The approach is less methodologically hidebound and much more open-ended than that of neoclassical theory. Nevertheless developments within this literature have both drawn from and fed back into neoclassical economics. Moreover both approaches are forced to respond to the contemporary dramatic increases in female participation rates in advanced industrial economies and attempt to predict the implications for the unequal burden of domestic work, for occupational segregation, and for the terms and conditions of women’s work.

Conclusion

As suggested above, interest in women’s work is not only analytical. Social commentators of the past, as well as of the present, have attributed major significance to shifts in the allocation of women’s labour time between the home and the workplace, though not always in agreement as to their implications.
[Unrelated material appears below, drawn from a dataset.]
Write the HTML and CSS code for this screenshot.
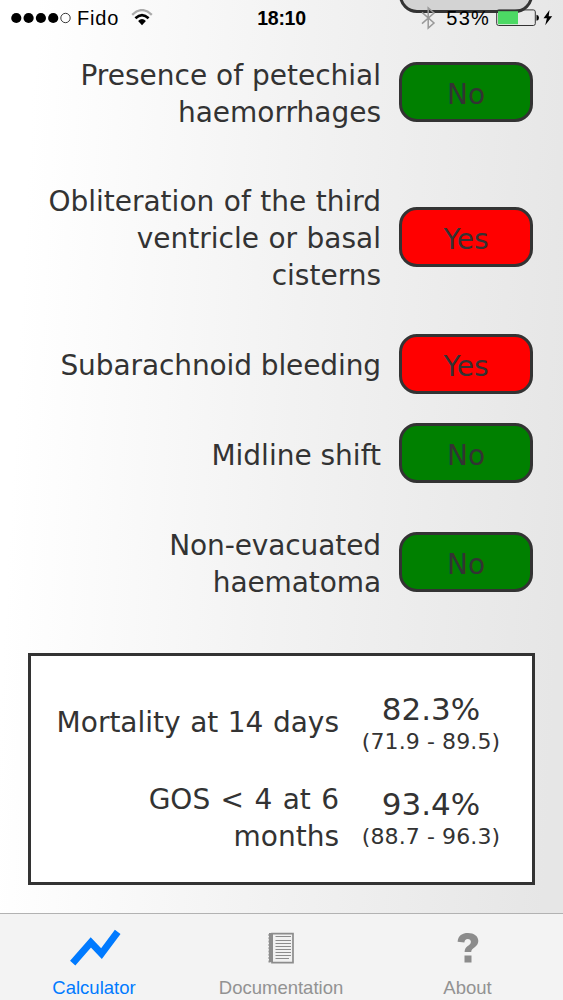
FILE: index.html
```html
<!DOCTYPE html>
<html lang="en">
<head>
<meta charset="utf-8">
<title>Calculator</title>
<link rel="stylesheet" href="styles.css">
</head>
<body>
<div class="screen">
  <header class="status">
    <div class="clipped-button"></div>
    <div class="carrier">
      <svg class="signal" width="60" height="12" viewBox="0 0 60 12"><g fill="#000"><circle cx="5.3" cy="6" r="5.1"/><circle cx="17.6" cy="6" r="5.1"/><circle cx="29.9" cy="6" r="5.1"/><circle cx="42.2" cy="6" r="5.1"/></g><circle cx="54.5" cy="6" r="4.7" fill="none" stroke="#222" stroke-width=".9"/></svg>
      <span class="carrier-name">Fido</span>
      <svg class="wifi" width="22" height="18" viewBox="0 0 22 18" fill="none"><path d="M1.2 5.8Q11-3.6 20.8 5.8" stroke="#aaa" stroke-width="2.3"/><path d="M4.4 9.2Q11 2.9 17.6 9.2" stroke="#000" stroke-width="2.6"/><path d="M7.1 12.1Q11 8.1 14.9 12.1L11 16.3Z" fill="#000"/></svg>
    </div>
    <div class="time">18:10</div>
    <div class="power">
      <svg class="bluetooth" width="15" height="24" viewBox="0 0 15 24" fill="none" stroke="#999" stroke-width="1.5"><path d="M1 6.4 13 17 7.2 22V2L13 7 1 17.6"/></svg>
      <span class="percent">53%</span>
      <svg class="battery" width="58" height="18" viewBox="0 0 58 18"><rect x=".7" y=".9" width="38.6" height="15.6" rx="2" fill="none" stroke="#333" stroke-width="1"/><rect x="2" y="2.2" width="20" height="13" fill="#4cd964"/><path d="M40.5 5.7Q43 6 43 8.7t-2.5 3Z" fill="#000"/><path d="M53.5 1 47.5 9.3h3.4l-1.7 7 7-9.1h-3.5Z" fill="#000"/></svg>
    </div>
  </header>
  <main>
    <section class="questions">
      <label class="question">Presence of petechial<br>haemorrhages</label><button class="answer no">No</button>
      <label class="question wide">Obliteration of the third<br>ventricle or basal<br>cisterns</label><button class="answer yes">Yes</button>
      <label class="question narrow">Subarachnoid bleeding</label><button class="answer yes">Yes</button>
      <label class="question">Midline shift</label><button class="answer no">No</button>
      <label class="question narrow">Non-evacuated<br>haematoma</label><button class="answer no">No</button>
    </section>
    <section class="results">
      <div class="outcome wide">Mortality at 14 days</div>
      <div class="risk"><div class="value">82.3%</div><div class="range">(71.9 - 89.5)</div></div>
      <div class="outcome"><span class="gos">GOS &lt; 4 at 6</span><br>months</div>
      <div class="risk"><div class="value">93.4%</div><div class="range">(88.7 - 96.3)</div></div>
    </section>
  </main>
  <nav class="tabs">
    <a class="tab active"><svg width="54" height="40" viewBox="0 0 54 40"><path d="M5.2 35.7 23.3 15 34 26.2 50.2 4.4" transform="translate(.5 -.6)" fill="none" stroke="#007aff" stroke-width="7"/></svg><span>Calculator</span></a>
    <a class="tab"><svg width="30" height="40" viewBox="0 0 30 40" fill="none" stroke="#8c8c8c"><path d="M6 5.7h21v29H6Z" fill="#f1f1f1" stroke-width="1.7"/><path d="M5 5v29" stroke-width="4"/><path d="M3.5 6v29" stroke-width="2" stroke-dasharray="2 1.3"/><path d="M9.5 8.5h15.5M9.5 12.5h15.5M9.5 15.5h15.5M9.5 18.5h15.5M9.5 21.5h15.5M9.5 24.5h15.5M9.5 27.5h15.5M9.5 30.5h13.5" stroke-width="1.2"/></svg><span>Documentation</span></a>
    <a class="tab"><svg width="24" height="40" viewBox="0 0 24 40"><path d="M1.6 13.8C2 7.6 6.3 5 12 5c6 0 10.3 3.1 10.3 8.1 0 6.4-7.1 6.4-7.1 10.9H8.6c0-6.2 6.3-6 6.3-10.2 0-1.9-1.3-2.9-3.1-2.9-2.1 0-3.3 1.2-3.4 3.5ZM8.5 27.4h7v7.2h-7Z" fill="#8c8c8c"/></svg><span>About</span></a>
  </nav>
</div>
</body>
</html>
```
FILE: styles.css
```css
* { box-sizing: border-box; }
body { margin: 0; }
.screen {
  width: 563px;
  height: 1000px;
  display: flex;
  flex-direction: column;
  overflow: hidden;
  background: linear-gradient(93deg, #fff 6%, #f2f2f2 51%, #e6e6e6 96%);
  color: #333;
  font-family: Verdana, "DejaVu Sans", sans-serif;
}
.status {
  position: relative;
  height: 38px;
  display: grid;
  grid-template-columns: 1fr 60px 1fr;
  align-items: center;
  padding: 0 11px 2px 11px;
  color: #000;
  font: 20px/24px "Liberation Sans", Arial, sans-serif;
}
.clipped-button {
  position: absolute;
  left: 399px;
  top: -47px;
  width: 134px;
  height: 60px;
  border: 3.5px solid #333;
  border-radius: 18px;
  background: #d3d3d3;
}
.carrier, .power { display: flex; align-items: center; position: relative; }
.carrier-name { margin: 0 12px 0 6px; letter-spacing: .8px; }
.time { font-weight: bold; text-align: center; font-size: 19.5px; letter-spacing: -.3px; }
.power { justify-content: flex-end; }
.bluetooth { margin-right: 10px; }
.percent { margin-right: 6px; letter-spacing: 1.2px; }
.battery { margin-right: -2px; }
.questions {
  display: grid;
  grid-template-columns: 381px 134px;
  column-gap: 18px;
  grid-template-rows: 108px 181px 73px 106px 112px;
  align-items: center;
}
.question, .outcome {
  font-size: 28px;
  line-height: 37px;
  text-align: right;
  white-space: nowrap;
}
.question { padding-top: 4px; }
.wide { word-spacing: .6px; }
.narrow { letter-spacing: -.1px; }
.gos { word-spacing: 1.5px; }
.answer {
  height: 60px;
  padding: 5px 0 0;
  border: 3.5px solid #333;
  border-radius: 18px;
  color: #333;
  font: 28px/37px Verdana, "DejaVu Sans", sans-serif;
}
.no { background: #008000; }
.yes { background: #f00; }
.results {
  width: 507px;
  height: 232px;
  margin: 35px 0 0 28px;
  padding: 19px 0 0;
  border: 3.5px solid #333;
  background: #fff;
  display: grid;
  grid-template-columns: 308px 140px;
  grid-template-rows: 95px 95px;
  column-gap: 22px;
  align-items: center;
}
.risk { text-align: center; white-space: nowrap; }
.value { font-size: 31px; line-height: 38px; }
.range { font-size: 22px; line-height: 28px; letter-spacing: .1px; }
.tabs {
  height: 87px;
  margin-top: auto;
  display: grid;
  grid-template-columns: 188px 186px 187px;
  border-top: 1px solid #b2b2b2;
  background: #f3f3f3;
}
.tab {
  display: flex;
  flex-direction: column;
  align-items: center;
  padding-top: 14px;
  color: #929292;
  font: 18.5px/24px "Liberation Sans", Arial, sans-serif;
}
.tab span { margin-top: 8px; }
.active { color: #007aff; }
```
Contrast the oft-quoted view of Engels that ‘The emancipation of women will only be possible when women can take part in production on a large social scale, and domestic work no longer claims anything but an insignificant amount of her time’ (1891, p. 221) with the more traditional position of Marshall: ‘If we compare one country of the civilized world with another, or one part of England with another, or one trade … with another, we find that the degradation of the working classes varies almost uniformly with the amount of rough work done by women’ (1961, p. 565).

Perhaps the reconciliation of these two distinguished views lies in consideration of the terms and conditions of women’s paid work and how it is coordinated with childcare and domestic labour. Significantly it is college-educated women with their more interesting, betterpaid jobs, who are able to purchase domestic help and high-quality childcare, who find work most enriching. For women as for men, one objective must be more interesting work. More contentious, in terms of the distribution of necessary labour time between the sexes, is the target of a more equal distribution of domestic responsibilities.